WHAT IS EXPECTED: Reproduce the material word for word; the images stay out.

STORED DATA:
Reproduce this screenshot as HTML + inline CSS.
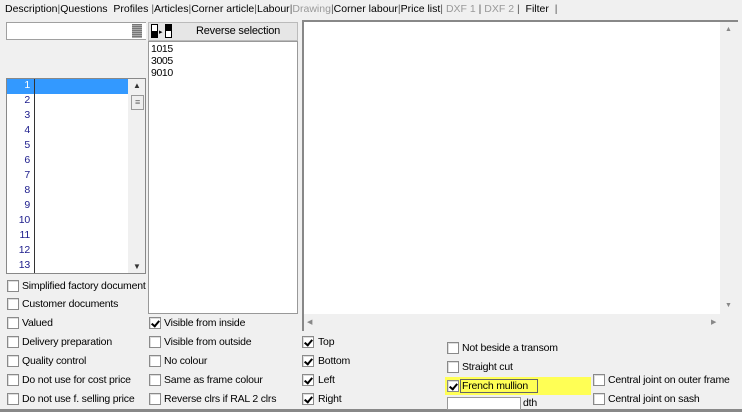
<!DOCTYPE html><html><head><style>
*{box-sizing:border-box;margin:0;padding:0}
body{width:742px;height:412px;background:#f0f0f0;font-family:"Liberation Sans",Arial,sans-serif;font-size:10.5px;letter-spacing:-0.2px;color:#000;position:relative;overflow:hidden}
.a{position:absolute;white-space:nowrap}
.cb{position:absolute;width:12px;height:12px;border:1px solid #8a8a8a;background:#fff;box-shadow:inset 1px 1px 0 #ddd}
.cb.k::after{content:"";position:absolute;left:3px;top:1px;width:3px;height:6px;border:solid #000;border-width:0 2px 2px 0;transform:rotate(40deg)}
.t{position:absolute;white-space:nowrap;line-height:13px}
.w{position:absolute;background:#fff}
.n{position:absolute;left:0;width:24px;text-align:right;color:#1c1c8c;line-height:15px}
</style></head><body>
<div class="a" style="top:0;height:18px;line-height:18px;left:5px;letter-spacing:0">Description<span style="color:#555">|</span>Questions&nbsp; Profiles <span style="color:#555">|</span>Articles<span style="color:#555">|</span>Corner article<span style="color:#555">|</span>Labour<span style="color:#555">|</span><span style="color:#999">Drawing</span><span style="color:#555">|</span>Corner labour<span style="color:#555">|</span>Price list<span style="color:#555">|</span> <span style="color:#999">DXF 1</span> <span style="color:#555">|</span> <span style="color:#999">DXF 2</span> <span style="color:#555">|</span>&nbsp; Filter&nbsp; <span style="color:#555">|</span></div>
<div class="w" style="left:6px;top:22px;width:140px;height:18px;border:1px solid #a0a0a0;border-right:none"></div>
<div class="a" style="left:132px;top:24px;width:10px;height:14px;background:repeating-linear-gradient(#777 0 1px,#aaa 1px 2px)"></div>
<div class="w" style="left:6px;top:78px;width:140px;height:196px;border:1px solid #888;overflow:hidden">
<div class="a" style="left:0;top:0;width:121px;height:15px;background:#3399ff"></div>
<div class="a" style="left:27px;top:0;width:1px;height:196px;background:#333"></div>
<div class="a" style="left:121px;top:0;width:18px;height:196px;background:#f0f0f0"></div>
<div class="a" style="left:126px;top:2px;font-size:8px;color:#333">▲</div>
<div class="a" style="left:124px;top:16px;width:13px;height:15px;border:1px solid #999;background:#eee;font-size:9px;text-align:center;line-height:13px;color:#666">≡</div>
<div class="a" style="left:126px;top:183px;font-size:8px;color:#333">▼</div>
</div>
<div style="position:absolute;left:6px;top:78px">
<div class="n" style="top:0;color:#fff">1</div><div class="n" style="top:15px">2</div><div class="n" style="top:30px">3</div><div class="n" style="top:45px">4</div><div class="n" style="top:60px">5</div><div class="n" style="top:75px">6</div><div class="n" style="top:90px">7</div><div class="n" style="top:105px">8</div><div class="n" style="top:120px">9</div><div class="n" style="top:135px">10</div><div class="n" style="top:150px">11</div><div class="n" style="top:165px">12</div><div class="n" style="top:180px">13</div>
</div>
<div class="a" style="left:148px;top:22px;width:150px;height:19px;background:#e6e6e6;border:1px solid #bbb"></div>
<div class="a" style="left:151px;top:24px;width:7px;height:14px;border:1px solid #000;background:linear-gradient(#fff 50%,#000 50%)"></div>
<div class="a" style="left:159px;top:28px;font-size:7px">▸</div>
<div class="a" style="left:165px;top:24px;width:7px;height:14px;border:1px solid #000;background:linear-gradient(#000 50%,#fff 50%)"></div>
<div class="a" style="left:196px;top:25px;font-size:11px">Reverse selection</div>
<div class="w" style="left:148px;top:41px;width:150px;height:273px;border:1px solid #999"></div>
<div class="a" style="left:151px;top:43px;line-height:12px;font-size:10.5px;letter-spacing:-0.4px">1015<br>3005<br>9010</div>
<div class="w" style="left:302px;top:20px;width:436px;height:311px;border-top:2px solid #888;border-left:2px solid #888"></div>
<div class="a" style="left:720px;top:22px;width:18px;height:292px;background:#f0f0f0"></div>
<div class="a" style="left:725px;top:26px;font-size:7px;color:#888">▲</div>
<div class="a" style="left:725px;top:302px;font-size:7px;color:#888">▼</div>
<div class="a" style="left:304px;top:314px;width:434px;height:17px;background:#f0f0f0"></div>
<div class="a" style="left:307px;top:318px;font-size:7px;color:#888">◀</div>
<div class="a" style="left:711px;top:318px;font-size:7px;color:#888">▶</div>
<div class="a" style="left:0;top:409px;width:742px;height:3px;background:#888"></div>
<div class="a" style="left:445px;top:377px;width:146px;height:18px;background:#ffff55"></div>
<div class="a" style="left:460px;top:379px;width:78px;height:14px;border:1px solid #666"></div>
<div class="cb" style="left:7px;top:280px"></div><div class="t" style="left:22px;top:280px">Simplified factory document</div>
<div class="cb" style="left:7px;top:298px"></div><div class="t" style="left:22px;top:298px">Customer documents</div>
<div class="cb" style="left:7px;top:317px"></div><div class="t" style="left:22px;top:317px">Valued</div>
<div class="cb" style="left:7px;top:336px"></div><div class="t" style="left:22px;top:336px">Delivery preparation</div>
<div class="cb" style="left:7px;top:355px"></div><div class="t" style="left:22px;top:355px">Quality control</div>
<div class="cb" style="left:7px;top:374px"></div><div class="t" style="left:22px;top:374px">Do not use for cost price</div>
<div class="cb" style="left:7px;top:393px"></div><div class="t" style="left:22px;top:393px">Do not use f. selling price</div>
<div class="cb k" style="left:149px;top:317px"></div><div class="t" style="left:164px;top:317px">Visible from inside</div>
<div class="cb" style="left:149px;top:336px"></div><div class="t" style="left:164px;top:336px">Visible from outside</div>
<div class="cb" style="left:149px;top:355px"></div><div class="t" style="left:164px;top:355px">No colour</div>
<div class="cb" style="left:149px;top:374px"></div><div class="t" style="left:164px;top:374px">Same as frame colour</div>
<div class="cb" style="left:149px;top:393px"></div><div class="t" style="left:164px;top:393px">Reverse clrs if RAL 2 clrs</div>
<div class="cb k" style="left:302px;top:336px"></div><div class="t" style="left:318px;top:336px">Top</div>
<div class="cb k" style="left:302px;top:355px"></div><div class="t" style="left:318px;top:355px">Bottom</div>
<div class="cb k" style="left:302px;top:374px"></div><div class="t" style="left:318px;top:374px">Left</div>
<div class="cb k" style="left:302px;top:393px"></div><div class="t" style="left:318px;top:393px">Right</div>
<div class="cb" style="left:447px;top:342px"></div><div class="t" style="left:462px;top:342px">Not beside a transom</div>
<div class="cb" style="left:447px;top:361px"></div><div class="t" style="left:462px;top:361px">Straight cut</div>
<div class="cb k" style="left:447px;top:380px"></div><div class="t" style="left:462px;top:380px">French mullion</div>
<div class="w" style="left:447px;top:397px;width:74px;height:13px;border:1px solid #999"></div><div class="t" style="left:523px;top:397px">dth</div>
<div class="cb" style="left:593px;top:374px"></div><div class="t" style="left:608px;top:374px">Central joint on outer frame</div>
<div class="cb" style="left:593px;top:393px"></div><div class="t" style="left:608px;top:393px">Central joint on sash</div>
</body></html>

COMPLETED EXERCISE:
Reproduce this screenshot as HTML + inline CSS.
<!DOCTYPE html><html><head><style>
*{box-sizing:border-box;margin:0;padding:0}
body{width:742px;height:412px;background:#f0f0f0;font-family:"Liberation Sans",Arial,sans-serif;font-size:10.5px;letter-spacing:-0.2px;color:#000;position:relative;overflow:hidden}
.a{position:absolute;white-space:nowrap}
.cb{position:absolute;width:12px;height:12px;border:1px solid #8a8a8a;background:#fff;box-shadow:inset 1px 1px 0 #ddd}
.cb.k::after{content:"";position:absolute;left:3px;top:1px;width:3px;height:6px;border:solid #000;border-width:0 2px 2px 0;transform:rotate(40deg)}
.t{position:absolute;white-space:nowrap;line-height:13px}
.w{position:absolute;background:#fff}
.n{position:absolute;left:0;width:24px;text-align:right;color:#1c1c8c;line-height:15px}
</style></head><body>
<div class="a" style="top:0;height:18px;line-height:18px;left:5px;letter-spacing:0">Description<span style="color:#555">|</span>Questions&nbsp; Profiles <span style="color:#555">|</span>Articles<span style="color:#555">|</span>Corner article<span style="color:#555">|</span>Labour<span style="color:#555">|</span><span style="color:#999">Drawing</span><span style="color:#555">|</span>Corner labour<span style="color:#555">|</span>Price list<span style="color:#555">|</span> <span style="color:#999">DXF 1</span> <span style="color:#555">|</span> <span style="color:#999">DXF 2</span> <span style="color:#555">|</span>&nbsp; Filter&nbsp; <span style="color:#555">|</span></div>
<div class="w" style="left:6px;top:22px;width:140px;height:18px;border:1px solid #a0a0a0;border-right:none"></div>
<div class="a" style="left:132px;top:24px;width:10px;height:14px;background:repeating-linear-gradient(#777 0 1px,#aaa 1px 2px)"></div>
<div class="w" style="left:6px;top:78px;width:140px;height:196px;border:1px solid #888;overflow:hidden">
<div class="a" style="left:0;top:0;width:121px;height:15px;background:#3399ff"></div>
<div class="a" style="left:27px;top:0;width:1px;height:196px;background:#333"></div>
<div class="a" style="left:121px;top:0;width:18px;height:196px;background:#f0f0f0"></div>
<div class="a" style="left:126px;top:2px;font-size:8px;color:#333">▲</div>
<div class="a" style="left:124px;top:16px;width:13px;height:15px;border:1px solid #999;background:#eee;font-size:9px;text-align:center;line-height:13px;color:#666">≡</div>
<div class="a" style="left:126px;top:183px;font-size:8px;color:#333">▼</div>
</div>
<div style="position:absolute;left:6px;top:78px">
<div class="n" style="top:0;color:#fff">1</div><div class="n" style="top:15px">2</div><div class="n" style="top:30px">3</div><div class="n" style="top:45px">4</div><div class="n" style="top:60px">5</div><div class="n" style="top:75px">6</div><div class="n" style="top:90px">7</div><div class="n" style="top:105px">8</div><div class="n" style="top:120px">9</div><div class="n" style="top:135px">10</div><div class="n" style="top:150px">11</div><div class="n" style="top:165px">12</div><div class="n" style="top:180px">13</div>
</div>
<div class="a" style="left:148px;top:22px;width:150px;height:19px;background:#e6e6e6;border:1px solid #bbb"></div>
<div class="a" style="left:151px;top:24px;width:7px;height:14px;border:1px solid #000;background:linear-gradient(#fff 50%,#000 50%)"></div>
<div class="a" style="left:159px;top:28px;font-size:7px">▸</div>
<div class="a" style="left:165px;top:24px;width:7px;height:14px;border:1px solid #000;background:linear-gradient(#000 50%,#fff 50%)"></div>
<div class="a" style="left:196px;top:25px;font-size:11px">Reverse selection</div>
<div class="w" style="left:148px;top:41px;width:150px;height:273px;border:1px solid #999"></div>
<div class="a" style="left:151px;top:43px;line-height:12px;font-size:10.5px;letter-spacing:-0.4px">1015<br>3005<br>9010</div>
<div class="w" style="left:302px;top:20px;width:436px;height:311px;border-top:2px solid #888;border-left:2px solid #888"></div>
<div class="a" style="left:720px;top:22px;width:18px;height:292px;background:#f0f0f0"></div>
<div class="a" style="left:725px;top:26px;font-size:7px;color:#888">▲</div>
<div class="a" style="left:725px;top:302px;font-size:7px;color:#888">▼</div>
<div class="a" style="left:304px;top:314px;width:434px;height:17px;background:#f0f0f0"></div>
<div class="a" style="left:307px;top:318px;font-size:7px;color:#888">◀</div>
<div class="a" style="left:711px;top:318px;font-size:7px;color:#888">▶</div>
<div class="a" style="left:0;top:409px;width:742px;height:3px;background:#888"></div>
<div class="a" style="left:445px;top:377px;width:146px;height:18px;background:#ffff55"></div>
<div class="a" style="left:460px;top:379px;width:78px;height:14px;border:1px solid #666"></div>
<div class="cb" style="left:7px;top:280px"></div><div class="t" style="left:22px;top:280px">Simplified factory document</div>
<div class="cb" style="left:7px;top:298px"></div><div class="t" style="left:22px;top:298px">Customer documents</div>
<div class="cb" style="left:7px;top:317px"></div><div class="t" style="left:22px;top:317px">Valued</div>
<div class="cb" style="left:7px;top:336px"></div><div class="t" style="left:22px;top:336px">Delivery preparation</div>
<div class="cb" style="left:7px;top:355px"></div><div class="t" style="left:22px;top:355px">Quality control</div>
<div class="cb" style="left:7px;top:374px"></div><div class="t" style="left:22px;top:374px">Do not use for cost price</div>
<div class="cb" style="left:7px;top:393px"></div><div class="t" style="left:22px;top:393px">Do not use f. selling price</div>
<div class="cb k" style="left:149px;top:317px"></div><div class="t" style="left:164px;top:317px">Visible from inside</div>
<div class="cb" style="left:149px;top:336px"></div><div class="t" style="left:164px;top:336px">Visible from outside</div>
<div class="cb" style="left:149px;top:355px"></div><div class="t" style="left:164px;top:355px">No colour</div>
<div class="cb" style="left:149px;top:374px"></div><div class="t" style="left:164px;top:374px">Same as frame colour</div>
<div class="cb" style="left:149px;top:393px"></div><div class="t" style="left:164px;top:393px">Reverse clrs if RAL 2 clrs</div>
<div class="cb k" style="left:302px;top:336px"></div><div class="t" style="left:318px;top:336px">Top</div>
<div class="cb k" style="left:302px;top:355px"></div><div class="t" style="left:318px;top:355px">Bottom</div>
<div class="cb k" style="left:302px;top:374px"></div><div class="t" style="left:318px;top:374px">Left</div>
<div class="cb k" style="left:302px;top:393px"></div><div class="t" style="left:318px;top:393px">Right</div>
<div class="cb" style="left:447px;top:342px"></div><div class="t" style="left:462px;top:342px">Not beside a transom</div>
<div class="cb" style="left:447px;top:361px"></div><div class="t" style="left:462px;top:361px">Straight cut</div>
<div class="cb k" style="left:447px;top:380px"></div><div class="t" style="left:462px;top:380px">French mullion</div>
<div class="w" style="left:447px;top:397px;width:74px;height:13px;border:1px solid #999"></div><div class="t" style="left:523px;top:397px">dth</div>
<div class="cb" style="left:593px;top:374px"></div><div class="t" style="left:608px;top:374px">Central joint on outer frame</div>
<div class="cb" style="left:593px;top:393px"></div><div class="t" style="left:608px;top:393px">Central joint on sash</div>
</body></html>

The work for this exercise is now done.